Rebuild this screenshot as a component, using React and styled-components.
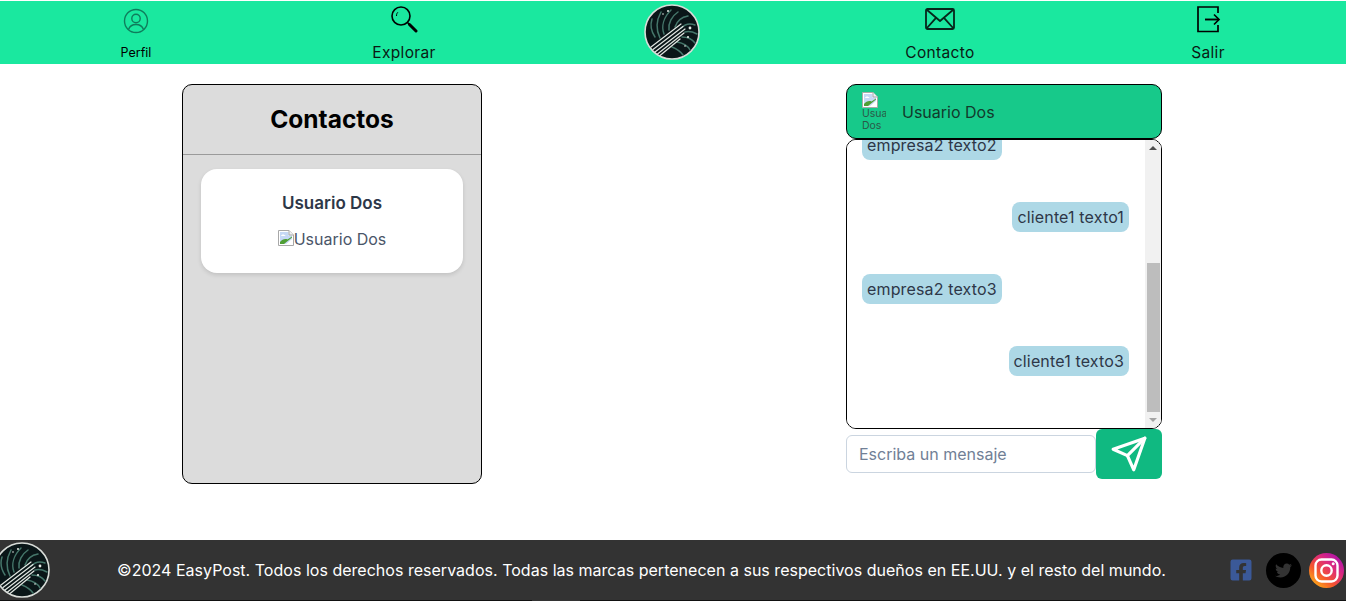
import React, { useEffect, useRef } from 'react';
import styled, { createGlobalStyle } from 'styled-components';
import { FaFacebookSquare, FaTwitter } from 'react-icons/fa';

const GlobalStyle = createGlobalStyle`
  html, body {
    margin: 0;
    padding: 0;
    background: #fff;
    overflow: hidden;
  }
  body {
    font-family: "Inter", "Liberation Sans", sans-serif;
    font-size: 16px;
  }
`;

const Page = styled.div`
  width: 1346px;
  height: 601px;
  padding-top: 1px;
  box-sizing: border-box;
  overflow: hidden;
`;

const Nav = styled.nav`
  display: grid;
  grid-template-columns: repeat(5, 268px);
  padding-left: 2px;
  height: 63px;
  background: #1ae89f;
`;
const NavItem = styled.a`
  display: flex;
  flex-direction: column;
  align-items: center;
  height: 63px;
  line-height: 20px;
  > svg { display: block; }
`;
const NavIconBox = styled.div`
  height: ${(p) => p.$height || 42}px;
  display: flex;
  align-items: flex-start;
  padding-top: ${(p) => p.$pad || 0}px;
  box-sizing: border-box;
`;
const NavLabel = styled.span`
  font-size: ${(p) => (p.$small ? 12.5 : 15.5)}px;
  letter-spacing: ${(p) => (p.$small ? 0 : 0.35)}px;
  color: ${(p) => (p.$small ? '#000' : '#0a1a14')};
`;
const NavLogo = styled.div`
  display: flex;
  justify-content: center;
  padding-top: 3px;
`;

const Main = styled.main`
  display: grid;
  grid-template-columns: 664px 664px;
  column-gap: 8px;
  align-items: start;
  height: 476px;
  padding-top: 20px;
  box-sizing: border-box;
`;

const Contacts = styled.section`
  justify-self: center;
  width: 300px;
  height: 400px;
  box-sizing: border-box;
  background: #dcdcdc;
  border: 1px solid #000;
  border-radius: 10px;
`;
const ContactsHead = styled.h2`
  margin: 0;
  height: 70px;
  box-sizing: border-box;
  padding-bottom: 2px;
  border-bottom: 1px solid #9a9a9a;
  display: flex;
  align-items: center;
  justify-content: center;
  font-size: 24.5px;
  font-weight: 700;
  color: #000;
`;
const ContactCard = styled.div`
  margin: 14px 18px 0;
  height: 104px;
  box-sizing: border-box;
  padding-top: 23px;
  background: #fff;
  border-radius: 16px;
  box-shadow: 0 2px 4px rgba(0, 0, 0, 0.12);
  text-align: center;
  color: #2d3748;
`;
const ContactName = styled.div`
  font-weight: 600;
  font-size: 17px;
  line-height: 22px;
`;
const BrokenImg = styled.span`
  display: inline-flex;
  align-items: flex-start;
  margin-top: 15px;
  line-height: 20px;
  color: #4a5568;
  font-size: 16px;
  > svg { margin-top: 1px; }
`;

const Chat = styled.section`
  justify-self: center;
  width: 316px;
  display: flex;
  flex-direction: column;
`;
const ChatHeader = styled.header`
  display: flex;
  align-items: center;
  gap: 16px;
  height: 55px;
  box-sizing: border-box;
  padding: 1px 0 0 15px;
  background: #17c98a;
  border: 1px solid #000;
  border-radius: 10px;
  color: #123a2c;
`;
const Avatar = styled.div`
  width: 24px;
  height: 40px;
  overflow: hidden;
  font-size: 10.5px;
  line-height: 12px;
  color: #2b5848;
  > svg { display: block; }
`;
const MessagesFrame = styled.div`
  position: relative;
  height: 290px;
`;
const Messages = styled.div`
  height: 100%;
  box-sizing: border-box;
  border: 1px solid #000;
  border-radius: 10px;
  overflow-y: scroll;
  padding: 55px 0 52px;
  display: flex;
  flex-direction: column;
  gap: 42px;
  background: #fff;
  scrollbar-width: none;
`;
const ScrollTrack = styled.div`
  position: absolute;
  top: 1px;
  right: 1px;
  bottom: 1px;
  width: 16px;
  display: flex;
  flex-direction: column;
  align-items: center;
  background: #f1f1f1;
  border-radius: 0 9px 9px 0;
`;
const ScrollArrow = styled.div`
  flex: none;
  width: 0;
  height: 0;
  margin: ${(p) => (p.$down ? '6px 0' : '6px 0 auto')};
  border-left: 4px solid transparent;
  border-right: 4px solid transparent;
  border-bottom: ${(p) => (p.$down ? 'none' : '4px solid #505050')};
  border-top: ${(p) => (p.$down ? '4px solid #a3a3a3' : 'none')};
`;
const ScrollThumb = styled.div`
  flex: none;
  width: 13px;
  height: 149px;
  background: #bdbdbd;
`;
const Bubble = styled.div`
  flex: none;
  align-self: ${(p) => (p.$mine ? 'flex-end' : 'flex-start')};
  margin: ${(p) => (p.$mine ? '0 32px 0 0' : '0 0 0 15px')};
  padding: 0 5px;
  height: 30px;
  line-height: 30px;
  border-radius: 8px;
  background: #add8e6;
  color: #2d3748;
  font-size: 16px;
  letter-spacing: 0.15px;
`;
const Composer = styled.form`
  display: flex;
  align-items: center;
  height: 50px;
  margin: 0;
`;
const Input = styled.input`
  width: 250px;
  height: 38px;
  box-sizing: border-box;
  padding: 0 12px;
  border: 1px solid #cbd5e0;
  border-radius: 6px;
  outline: none;
  font: inherit;
  &::placeholder { color: #718096; opacity: 1; }
`;
const SendButton = styled.button`
  width: 66px;
  height: 50px;
  display: flex;
  align-items: center;
  justify-content: center;
  padding: 0;
  border: none;
  border-radius: 6px;
  background: #10b981;
`;

const Footer = styled.footer`
  height: 60px;
  background: #333;
  display: flex;
  align-items: center;
  color: #fff;
  font-size: 16px;
  letter-spacing: 0.02px;
`;
const FooterLogo = styled.div`
  flex: none;
  margin-left: -6px;
  display: flex;
`;
const FooterText = styled.p`
  flex: none;
  margin: 0 0 0 67px;
  width: 1048px;
  white-space: nowrap;
  text-align: center;
`;
const Socials = styled.div`
  flex: none;
  display: flex;
  align-items: center;
  margin-left: 64px;
`;
const Facebook = styled.div`
  display: flex;
  color: #3b5998;
  margin-right: 13px;
`;
const Round = styled.div`
  width: 35px;
  height: 35px;
  border-radius: 50%;
  display: flex;
  align-items: center;
  justify-content: center;
  background: ${(p) => p.$bg};
  color: #333;
  margin-right: 8px;
  flex: none;
`;
const FooterEdge = styled.div`
  height: 1px;
  background: linear-gradient(90deg, #111 532px, #333 532px, #333 580px, #111 580px);
`;

const strands = [
  'M7 43 L37 20',
  'M9 45.5 L39 22.5',
  'M11 48 L41 25',
  'M13.5 50 L40 29',
  'M16 51.5 L36 35',
];
const fronds = [
  'M16 34 C12 26 12 17 17 8',
  'M20 30 C17 22 20 13 27 6',
  'M25 26 C24 19 28 12 34 8',
  'M31 23 C33 17 38 13 44 12',
  'M37 24 C41 20 46 19 51 21',
  'M41 28 C45 27 49 28 53 30',
  'M38 33 C43 33 48 35 51 39',
  'M33 38 C39 39 44 42 46 46',
  'M28 43 C33 45 37 48 39 51',
  'M11 33 C7 27 6 21 8 15',
];

const Logo = ({ size }) => (
  <svg width={size} height={size} viewBox="0 0 56 56">
    <circle cx="28" cy="28" r="27" fill="#0a1618" stroke="#d8dcd8" strokeWidth="1.6" />
    <g fill="none" stroke="#45766a" strokeWidth="1.5" strokeLinecap="round">
      {fronds.map((d) => <path key={d} d={d} />)}
    </g>
    <g fill="none" stroke="#e3e8e3" strokeWidth="1.2" strokeLinecap="round">
      {strands.map((d) => <path key={d} d={d} />)}
    </g>
    <g fill="#e6ebe6">
      <circle cx="24" cy="7" r="1" />
      <circle cx="19" cy="10" r="0.8" />
      <circle cx="46" cy="24" r="1.4" />
      <circle cx="44" cy="33" r="1.1" />
      <circle cx="41" cy="42" r="0.8" />
    </g>
  </svg>
);

const BrokenIcon = () => (
  <svg width="16" height="16" viewBox="0 0 16 16">
    <path d="M0.5 0.5H11L15.5 5V15.5H0.5Z" fill="#fff" stroke="#a8a8a8" />
    <path d="M2 2H10.5V5.5H14V9L8 14H2Z" fill="#c5d8f5" />
    <path d="M2 14V12C4 9.5 7 8.5 9.5 9.5L14 6.5V7.5L6 14Z" fill="#4f9f34" />
    <path d="M3 6C3.5 4 6.5 4 7.5 6Z" fill="#fff" />
    <path d="M11 0.5V5H15.5" fill="#eef1f4" stroke="#a8a8a8" />
  </svg>
);

const ProfileIcon = () => (
  <svg width="26" height="26" viewBox="0 0 26 26" fill="none" stroke="#0f7d5c" strokeWidth="1.4">
    <circle cx="13" cy="13" r="11.5" />
    <circle cx="13" cy="10.5" r="4.2" />
    <path d="M5.5 21.5C7 17.5 10 16.5 13 16.5S19 17.5 20.5 21.5" />
  </svg>
);
const SearchIcon = () => (
  <svg width="28" height="28" viewBox="0 0 28 28" fill="none" stroke="#000">
    <circle cx="11" cy="11" r="9" strokeWidth="1.6" />
    <path d="M17.5 17.5L19.5 19.5" strokeWidth="1.6" />
    <path d="M19.5 19.5L26 26" strokeWidth="3" strokeLinecap="round" />
    <path d="M6.5 11C6.5 9 7 8 8 7.2" strokeWidth="1" />
  </svg>
);
const MailIcon = () => (
  <svg width="30" height="22" viewBox="0 0 30 22" fill="none" stroke="#07261c" strokeWidth="1.8" strokeLinejoin="round">
    <rect x="1" y="1" width="28" height="20" rx="1.5" />
    <path d="M1.5 1.5L15 13L28.5 1.5" />
    <path d="M1.5 20.5L11 9.8M28.5 20.5L19 9.8" />
  </svg>
);
const ExitIcon = () => (
  <svg width="26" height="28" viewBox="0 0 26 28" fill="none" stroke="#000" strokeWidth="1.7">
    <path d="M23 8V2H3V26.5H23V20" />
    <path d="M10 14.5H23.5" strokeWidth="1.9" />
    <path d="M19 9.5L24 14.5L19 19.5" strokeWidth="1.7" />
  </svg>
);
const PlaneIcon = () => (
  <svg width="38" height="38" viewBox="0 0 24 24" fill="none" stroke="#fff" strokeWidth="2" strokeLinecap="round" strokeLinejoin="round">
    <path d="M22 2L15 22L11 13L2 9Z" />
    <path d="M22 2L11 13" />
  </svg>
);
const InstagramIcon = () => (
  <svg width="35" height="35" viewBox="0 0 35 35">
    <defs>
      <linearGradient id="insta" x1="0.1" y1="0.95" x2="0.9" y2="0.05">
        <stop offset="0" stopColor="#fdb515" />
        <stop offset="0.35" stopColor="#f5542e" />
        <stop offset="0.65" stopColor="#dd2a7b" />
        <stop offset="1" stopColor="#a80fb4" />
      </linearGradient>
    </defs>
    <circle cx="17.5" cy="17.5" r="17.5" fill="url(#insta)" />
    <rect x="6.5" y="6.5" width="22" height="22" rx="6" fill="none" stroke="#fff" strokeWidth="2.4" />
    <circle cx="17.5" cy="17.5" r="5.2" fill="none" stroke="#fff" strokeWidth="2.4" />
    <circle cx="24.2" cy="10.8" r="1.5" fill="#fff" />
  </svg>
);

const messages = [
  { text: 'empresa2 texto1' },
  { text: 'cliente1 texto0', mine: true },
  { text: 'empresa2 texto2' },
  { text: 'cliente1 texto1', mine: true },
  { text: 'empresa2 texto3' },
  { text: 'cliente1 texto3', mine: true },
];

export default function App() {
  const listRef = useRef(null);

  useEffect(() => {
    listRef.current.scrollTop = listRef.current.scrollHeight;
  }, []);

  return (
    <Page>
      <GlobalStyle />
      <Nav>
        <NavItem>
          <NavIconBox $pad={7}><ProfileIcon /></NavIconBox>
          <NavLabel $small>Perfil</NavLabel>
        </NavItem>
        <NavItem>
          <NavIconBox $pad={4}><SearchIcon /></NavIconBox>
          <NavLabel>Explorar</NavLabel>
        </NavItem>
        <NavLogo><Logo size={56} /></NavLogo>
        <NavItem>
          <NavIconBox $pad={7}><MailIcon /></NavIconBox>
          <NavLabel>Contacto</NavLabel>
        </NavItem>
        <NavItem>
          <NavIconBox $pad={4}><ExitIcon /></NavIconBox>
          <NavLabel>Salir</NavLabel>
        </NavItem>
      </Nav>

      <Main>
        <Contacts>
          <ContactsHead>Contactos</ContactsHead>
          <ContactCard>
            <ContactName>Usuario Dos</ContactName>
            <BrokenImg><BrokenIcon />Usuario Dos</BrokenImg>
          </ContactCard>
        </Contacts>

        <Chat>
          <ChatHeader>
            <Avatar><BrokenIcon />Usuario Dos</Avatar>
            Usuario Dos
          </ChatHeader>
          <MessagesFrame>
            <Messages ref={listRef}>
              {messages.map((m) => (
                <Bubble key={m.text} $mine={m.mine}>{m.text}</Bubble>
              ))}
            </Messages>
            <ScrollTrack>
              <ScrollArrow />
              <ScrollThumb />
              <ScrollArrow $down />
            </ScrollTrack>
          </MessagesFrame>
          <Composer>
            <Input placeholder="Escriba un mensaje" />
            <SendButton type="button"><PlaneIcon /></SendButton>
          </Composer>
        </Chat>
      </Main>

      <Footer>
        <FooterLogo><Logo size={56} /></FooterLogo>
        <FooterText>©2024 EasyPost. Todos los derechos reservados. Todas las marcas pertenecen a sus respectivos dueños en EE.UU. y el resto del mundo.</FooterText>
        <Socials>
          <Facebook><FaFacebookSquare size={24} /></Facebook>
          <Round $bg="#000"><FaTwitter size={17} /></Round>
          <InstagramIcon />
        </Socials>
      </Footer>
      <FooterEdge />
    </Page>
  );
}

□ □ □ □ □ □ □

_GIVEN EXERCISE:_ Exactly how many lines of the material contain the word "components"? Write the number alone.

_REPLY:_ 2